A schematic of the plate showing the main idea behind the imposed boundary conditions at $y=0$. Variables in capital letters refer to the base flow.

Figure 2

The energy $E$ of the wavy part of the nonlinear solutions, see Eq. (8), mapped out in Re for a streamwise wave number of $\alpha =0.154$ and eight values of $a$. The classical wall condition $a=0$ corresponds to a bifurcation at ${\text{Re}}_c\approx 54000$ for ${\alpha }_c=0.1555$ [16, 36]. With increasing $a, {\text{Re}}_c$ is reduced. This is also the case for the nonlinear lower limit, cf. Table 1. Proof of convergence is shown by the individual symbols; for $a<0.02$ we use as a base resolution $(NX,NY)=(14,140)$ and confirmed with (18,160). The $a=0.02$ solution is mapped out using a truncation of (10,160) and confirmed with (14,200), while the $a=0.08$, 0.12 and 0.20 solutions are represented by a resolution of (14,200) and confirmed with (18,220).

Figure 3

Perturbation energy $E$ of the wavy part mapped out in $\alpha$ for $a=0$ (22,100), $3.85\times {10}^{-4}$ (26,120), $5\times {10}^{-3}$ (18,160), 0.01 (18,160), and 0.02 (14,200) at $\text{Re}=3178$ (see the legends). The values in the parentheses after each value of $a$ refer to the truncation $(NX,NY)$ used. The selected Re lies in the neighborhood of the ${\text{Re}}_g$ of the $a=0$ solution as evidenced by its narrow envelope in $\alpha$. Table 1 shows the values of ${\text{Re}}_g$ for all $a$'s presented in the plot. The inset shows the energy for $a=0.20$ at $\text{Re}=305$ and 320 using a truncation of (14,180) and 3178 using (12,240). The lower values of Re shown in the smaller plot are close to the limit ${\text{Re}}_g$ for $a=0.20$ given in Table 1.

Figure 4

Energy growth extracted from a linearized three-dimensional DNS initialized with several nonlinear Tollmien-Schlichting waves.

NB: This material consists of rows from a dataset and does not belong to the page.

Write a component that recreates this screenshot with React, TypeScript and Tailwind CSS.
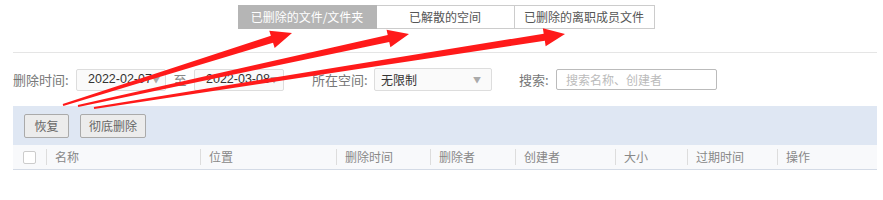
import React from 'react';

const font = { fontFamily: '"Noto Sans CJK SC", "Liberation Sans", sans-serif' };

const tabs = ['已删除的文件/文件夹', '已解散的空间', '已删除的离职成员文件'];

const columns = [
  { label: '名称', w: 'w-[154px]' },
  { label: '位置', w: 'w-[136px]' },
  { label: '删除时间', w: 'w-[94px]' },
  { label: '删除者', w: 'w-[85px]' },
  { label: '创建者', w: 'w-[100px]' },
  { label: '大小', w: 'w-[72px]' },
  { label: '过期时间', w: 'w-[90px]' },
  { label: '操作', w: 'flex-1' },
];

// tapered arrow polygon from tail to tip
function arrowPoints(x1: number, y1: number, x2: number, y2: number) {
  const dx = x2 - x1;
  const dy = y2 - y1;
  const len = Math.sqrt(dx * dx + dy * dy);
  const ux = dx / len;
  const uy = dy / len;
  const nx = -uy;
  const ny = ux;
  const headLen = 21;
  const headW = 9;
  const shaftW = 3.6;
  const tailW = 1;
  const bx = x2 - ux * headLen;
  const by = y2 - uy * headLen;
  const pts = [
    [x1 + nx * tailW, y1 + ny * tailW],
    [bx + nx * shaftW, by + ny * shaftW],
    [bx + nx * headW, by + ny * headW],
    [x2, y2],
    [bx - nx * headW, by - ny * headW],
    [bx - nx * shaftW, by - ny * shaftW],
    [x1 - nx * tailW, y1 - ny * tailW],
  ];
  return pts.map((p) => p.join(',')).join(' ');
}

function Caret() {
  return <span className="text-[8px] text-[#aaa] leading-none">▼</span>;
}

function DateBox({ value }: { value: string }) {
  return (
    <div className="w-[90px] h-[22px] flex items-center justify-between pl-[11px] pr-[8px] border border-[#ddd] rounded-[2px] bg-[#fafafa] text-[#333] text-[12.5px] whitespace-nowrap">
      <span style={{ fontFamily: '"Liberation Sans", sans-serif' }}>{value}</span>
      <Caret />
    </div>
  );
}

export default function App() {
  return (
    <div className="relative w-[883px] h-[200px] bg-white overflow-hidden" style={font}>
      <div className="ml-[13px] w-[864px]">
        {/* Tabs */}
        <div className="flex justify-center pt-[5px] pl-[2px]">
          <div className="flex h-[24px] text-[12px]">
            <div className="w-[139px] flex items-center justify-center bg-[#b5b5b5] text-white border border-[#b5b5b5]">
              {tabs[0]}
            </div>
            <div className="w-[138px] flex items-center justify-center text-[#555] border-y border-r border-[#ccc]">
              {tabs[1]}
            </div>
            <div className="w-[140px] flex items-center justify-center text-[#555] border-y border-r border-[#ccc]">
              {tabs[2]}
            </div>
          </div>
        </div>

        <div className="mt-[23px] h-px bg-[#e5e5e5]" />

        {/* Filters */}
        <div className="flex items-center h-[53px] text-[13px] text-[#777]">
          <span className="w-[63px]">删除时间:</span>
          <DateBox value="2022-02-07" />
          <span className="w-[28px] text-center text-[#888]">至</span>
          <DateBox value="2022-03-08" />
          <span className="ml-[28px] w-[62px]">所在空间:</span>
          <div className="w-[118px] h-[23px] flex items-center justify-between pl-[6px] pr-[10px] border border-[#ddd] rounded-[2px] bg-[#fafafa] text-[#333] text-[12px]">
            <span>无限制</span>
            <Caret />
          </div>
          <span className="ml-[27px] w-[37px]">搜索:</span>
          <div className="w-[161px] h-[21px] flex items-center px-[9px] border border-[#bbb] rounded-[2px] text-[12px] text-[#bbb]">
            搜索名称、创建者
          </div>
        </div>

        {/* Toolbar */}
        <div className="h-[39px] bg-[#dfe7f3] flex items-center gap-[11px] pl-[11px]">
          <button className="w-[45px] h-[24px] border border-[#aaa] rounded-[2px] bg-[#ececec] text-[12px] text-[#666]">
            恢复
          </button>
          <button className="w-[66px] h-[24px] border border-[#aaa] rounded-[2px] bg-[#ececec] text-[12px] text-[#666]">
            彻底删除
          </button>
        </div>

        {/* Table header */}
        <div className="h-[25px] bg-[#f8f9fb] border-b border-[#d4dbe6] flex items-center text-[12px] text-[#888]">
          <div className="w-[33px] flex items-center pl-[10px]">
            <span className="w-[13px] h-[13px] border border-[#ccc] rounded-[2px] bg-white" />
          </div>
          {columns.map((c) => (
            <div key={c.label} className={`${c.w} flex items-center h-[16px] border-l border-[#ddd] pl-[8px]`}>
              {c.label}
            </div>
          ))}
        </div>
      </div>

      {/* Red arrows */}
      <svg className="absolute inset-0 pointer-events-none" width="883" height="200">
        <polygon points={arrowPoints(63, 105, 292, 33)} fill="#ff1a1a" />
        <polygon points={arrowPoints(78, 106, 409, 34)} fill="#ff1a1a" />
        <polygon points={arrowPoints(94, 108, 565, 34)} fill="#ff1a1a" />
      </svg>
    </div>
  );
}
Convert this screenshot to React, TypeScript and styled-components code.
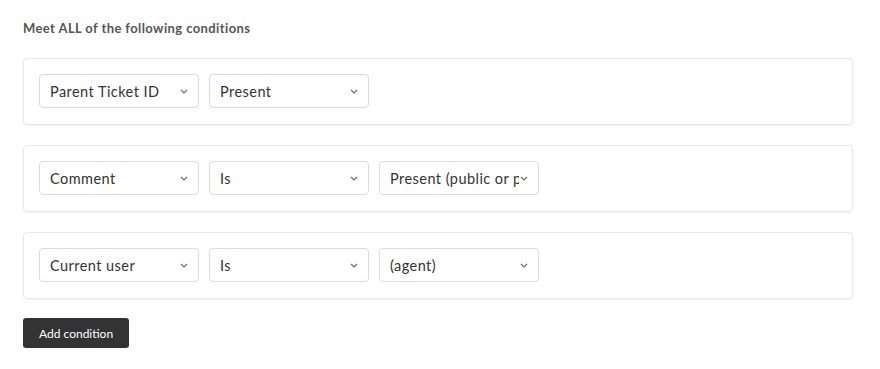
import React from "react";
import styled, { createGlobalStyle } from "styled-components";

const Global = createGlobalStyle`
  body {
    margin: 0;
    background: #fff;
    font-family: Lato, "Open Sans", sans-serif;
  }
`;

const rows: string[][] = [
  ["Parent Ticket ID", "Present"],
  ["Comment", "Is", "Present (public or private)"],
  ["Current user", "Is", "(agent)"],
];

const App: React.FC = () => {
  return (
    <>
      <Global />
      <Page>
        <Title>Meet ALL of the following conditions</Title>
        <List>
          {rows.map((row, i) => (
            <Card key={i}>
              {row.map((v, j) => (
                <Select key={j}>
                  <Value>{v}</Value>
                  <Chevron viewBox="0 0 8 5">
                    <path d="M1 1 4 4 7 1" />
                  </Chevron>
                </Select>
              ))}
            </Card>
          ))}
        </List>
        <AddButton>Add condition</AddButton>
      </Page>
    </>
  );
};

export default App;

const Page = styled.div`
  padding: 20px 27px 0 23px;
`;

const Title = styled.div`
  font-size: 13px;
  font-weight: 700;
  letter-spacing: 0.4px;
  color: #555;
  line-height: 16px;
  margin-bottom: 22px;
`;

const List = styled.div`
  display: flex;
  flex-direction: column;
  gap: 20px;
`;

const Card = styled.div`
  display: flex;
  gap: 10px;
  padding: 15px 15px 16px;
  border: 1px solid #e8e8e8;
  border-radius: 4px;
  box-shadow: 0 1px 2px rgba(0, 0, 0, 0.06);
`;

const Select = styled.div`
  width: 160px;
  height: 34px;
  box-sizing: border-box;
  border: 1px solid #d8dcde;
  border-radius: 4px;
  display: flex;
  align-items: center;
  padding: 0 10px 0 10px;
  color: #333;
  font-size: 14.5px;
  letter-spacing: 0.45px;
`;

const Value = styled.span`
  flex: 1;
  white-space: nowrap;
  overflow: hidden;
`;

const Chevron = styled.svg`
  width: 8px;
  height: 5px;
  margin-left: 1px;
  flex: none;
  fill: none;
  stroke: #666;
  stroke-width: 1.1;
`;

const AddButton = styled.button`
  margin-top: 19px;
  height: 30px;
  padding: 0 16px;
  border: none;
  border-radius: 3px;
  background: #333;
  color: #fff;
  font-family: Lato, "Open Sans", sans-serif;
  font-size: 12px;
`;
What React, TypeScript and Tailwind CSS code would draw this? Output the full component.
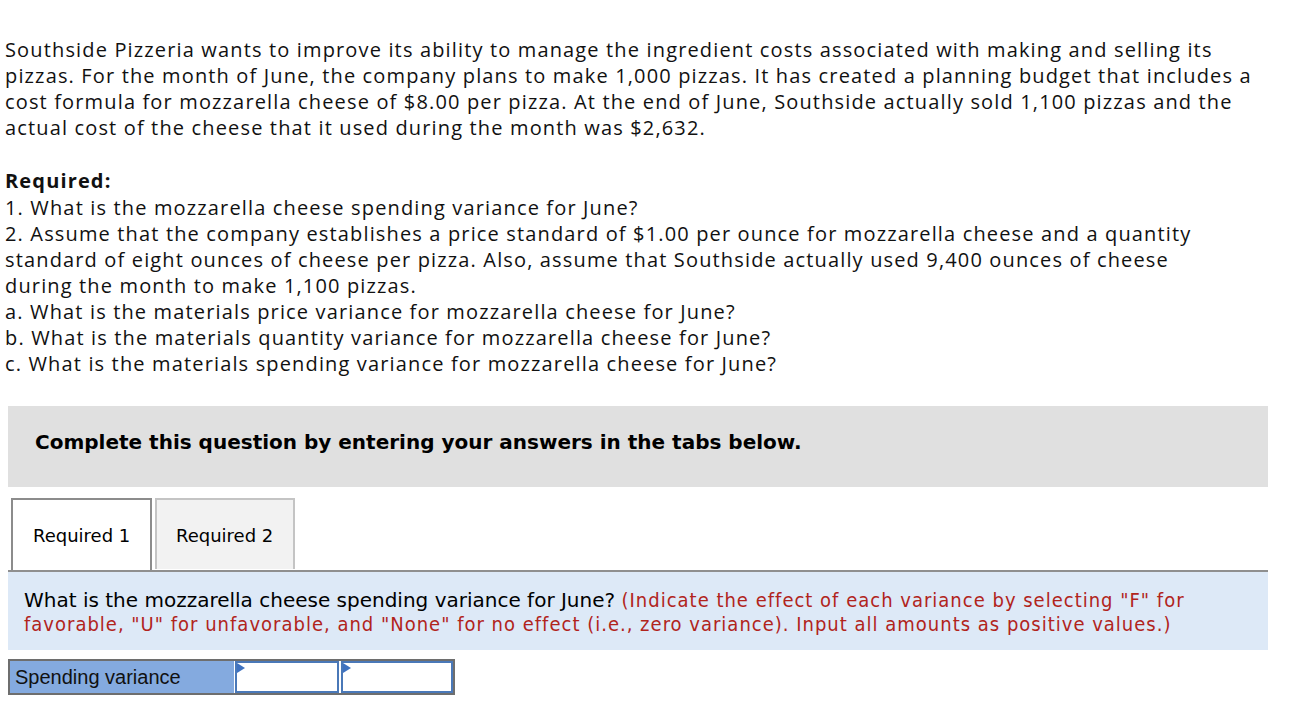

The solutions selected are the upper branch ones with $\alpha =0.20$ and $\text{Re}=3178$ (see Fig. 3). The inset shows the growth rate $\sigma$ for several values of $a$ ranging from 0 to $0.2$, whereas the main plot shows the time evolution of the three-dimensional energy for $a=0$, 0.01, 0.05, 0.1, and 0.2.

Figure 5

Variation with Re of the growth rate $\sigma$ of the unstable mode for the upper branch TWs with $\alpha =0.20, a=0$ (blue), and $a=0.01$ (green). The scaling law is represented by a dashed line.

Figure 6

Colored isocontours of the streamwise instantaneous velocity on the plane $z=2\pi$ and isosurfaces of the streamwise (red and green) and the spanwise (black and white) perturbation to the TW extracted at $t=2000$ from a linearized DNS initialized by the upper branch solution with $\alpha =0.20, \text{Re}=3178, a=0$ (left), and $a=0.01$ (right). The gray isocontours in the right frame represent the wall-normal perturbation at the wall.

Figure 7

Colored isocontours of the streamwise instantaneous velocity on the plane $z=2\pi$ and isosurfaces of the streamwise (light blue) and the wall-normal (black and white) perturbation to the base flow extracted at $t=300$, 350, 400, and 500 (from left top to right bottom) from a DNS initialized by the upper branch solution with $\alpha =0.20, \text{Re}=3178$, and $a=0$.

Figure 8

Flow trajectory plotted on an $E_v-E_w$ projection of the phase space, extracted from a DNS initialized with the upper branch solutions with $\alpha =0.20, \text{Re}=3178, a=0.0$ [red (gray) line], and $a=0.1$ (black line). The red dots indicate the state at $t=300$, 400, and 500 (for increasing dot size), whereas the black ones indicate the state at $t=450$, 550, and 650 (for increasing dot size).

Figure 9

Colored isocontours of the streamwise instantaneous velocity on the plane $z=2\pi$ and isosurfaces of the streamwise (light blue) and the wall-normal (black and white) perturbation to the base flow extracted at $t=450$, 500, 550, and 650 (from left top to right bottom) from a DNS initialized by the upper branch solution with $\alpha =0.20, \text{Re}=3178$, and $a=0.1$. The gray isocontours at $y=0$ represent the wall-normal perturbation at the wall.